Jesus is speaking to a church that assumes it is healthy, wealthy and wise, needing nothing.  Jesus pulls them up short with a stinging rebuke, indicating that they are in a terrible condition. He refers to them as wretched, pitiable or miserable, poor, blind, and shamefully naked.  He is asking to be let back into a church from which He has been shut out.

Some have mistakenly assumed that this rebuke is here because the people at Laodicea are not producing good works.  This is likely drawn from the opening phrase in the rebuke, “I know your works.”  The word from which “works” is translated is the Greek, “ergon,” meaning “a deed or outcome that completes an inner desire, intention, or purpose.”  Jesus doesn’t chastise them for not working hard enough but for having the wrong inner desires, intentions, and purposes. 

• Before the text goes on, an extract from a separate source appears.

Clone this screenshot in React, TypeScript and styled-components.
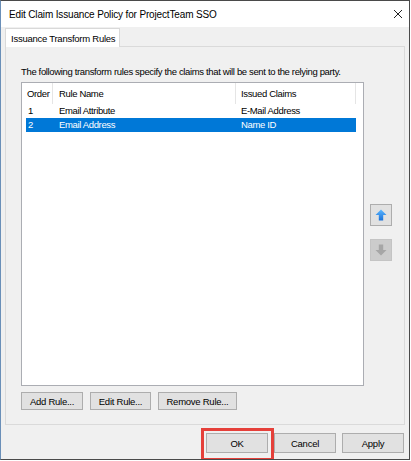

Along with the harsh rebuke, Jesus makes a gracious offer to them: “…if you hear my voice and open the door, I will come in to you and eat with you, and you with me.  To the one who conquers I will give a place with me on my throne, just as I myself conquered and sat down with my Father on his throne.”  This offer is to re-enter their living and share the most blissful and intimate communion relationship with them.   He will restore them to conversational communion, the fruit of a healthy and loving union with Himself.

For our lack of union and conversational communion, John Eldredge blames our disbelief in the idea that God is really offering to do such things in us and for us. He describes this disbelief this way:  “Jesus doesn’t act like that anymore.” (Or perhaps, “Jesus doesn’t act like that with me.”) Sure—he was amazing in the Gospels. But that was then and this is now and things have changed. Or so the idea goes. In one fell swoop, this belief shuts down just about everything and anything we could hope to experience with Jesus. It simply slams the door and leaves us standing on one side and him on the other. You wonder if this isn’t implied in the famous passage from the book of Revelation where Jesus says, “Listen! I am standing at the door, knocking; if you hear my voice and open the door, I will come in to you and eat with you, and you with me.”  Jesus is asking for intimacy with us. Who shut that door and left Christ standing in the street? It clearly wasn’t Jesus. He’s outside, asking us to let him in. So let him in.”

He’s outside, asking us to let him in. So let him in.